Continuous Emotion-Based Image-to-Music Generation
Yajie Wang,Mulin Chen,Xuelong Li
DOI: https://doi.org/10.1109/tmm.2023.3338089
IF: 7.3
2024-01-01
IEEE Transactions on Multimedia
Abstract:Image-to-music generation aims to generate realistic pure music according to a given image. Although many previous works are conducted on bridging image and music, they mainly focus on the content-based cross-modal matching. For example, matching the Christmas song to an image that contains a Christmas tree. By comparison, image-to-music generation is a more challenging task due to its ambiguity and subjectivity. Specifically, there is no explicit correlation between the image content and music melody, without any lyric and human sound.
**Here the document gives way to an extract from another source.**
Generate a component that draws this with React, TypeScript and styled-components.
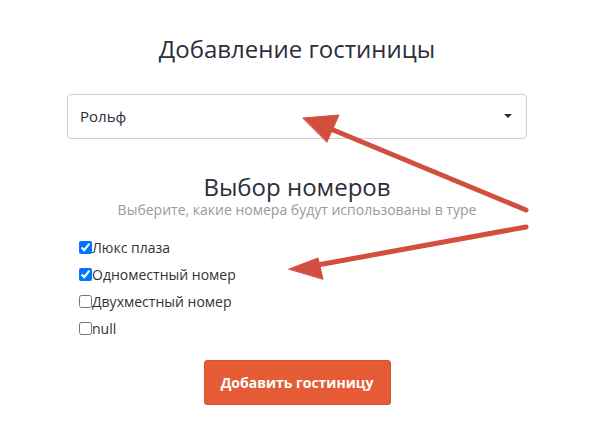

Meanwhile, the perception of generated music varies from person to person. Inspired by the synesthesia phenomenon, we think that if an image tends to elicit a certain emotion on human, the generated music should also leave a similar impression. Therefore, in this paper, we propose a continuous emotion-based image-to-music generation framework, which uses emotion as the key for cross-modal generation. Specifically, a new image-music dataset is established, which uses valence-arousal (VA) space to capture the complex and nuanced nature of emotions. After that, a plug and play model is proposed to translate an image into a piece of music with similar emotion, which projects the emotions into continuous-valued labels, and explores both the intra-modal and inter-modal emotional consistency with contrastive learning. To our best knowledge, this is the first end-to-end framework towards the task of pure music generation from natural images. Extensive experiments show that the generated music achieves satisfactory emotional consistency with the input images, as well as impressive quality.